Still, this is all unfamiliar. It feels healthy and good but the way in which it hasn’t followed the patterns of past relationships has been at times both affirming and unsettling. Hence the aforementioned sprite with the deck of cards and the magic trick. My brain often reverts to questions that seem to assume a norm, a standard. I ask myself: is this how it’s supposed to be (i.e., am I doing this right)? But of course it won’t feel like the past. Not only were there a lot of unhealthy aspects to those past relationships, I am a different person now and am bringing a completely different energy to this relationship. There’s less urgency, less anxiety.
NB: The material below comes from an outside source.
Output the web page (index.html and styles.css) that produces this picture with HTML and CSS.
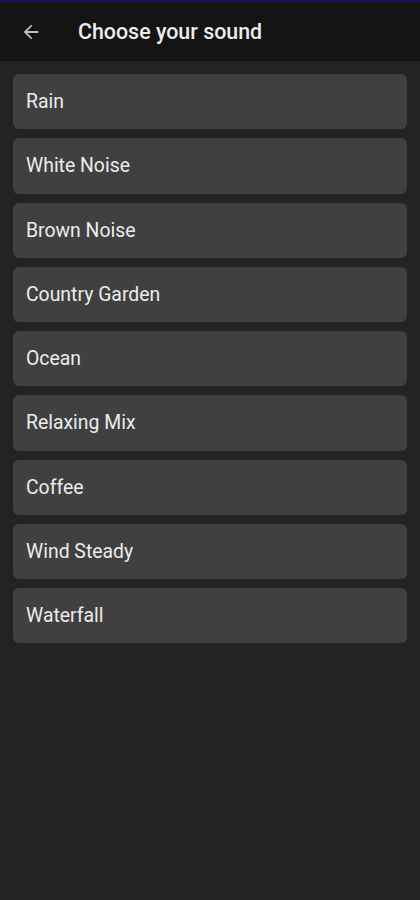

I have the sense that we are building something with different tools and materials than what either of us have used in the past. And of course it is going to look and feel different from what other people have; every couple has its unique origin story and history. I love the feeling that we’re building our own story, figuring out the next phase and phrase as we go.

And yes, this is going to mean that at times we pause, looking for the trick. When you’ve had the rug pulled out from under you a couple of times, you tend to be careful of your footing. Or skeptical about the magic trick that seems to be happening in front of your eyes. My instinct is to slow things down, watch mindfully the way it’s all playing out. But sometimes you can’t spot any trickery. Sometimes maybe the magic is just the magic.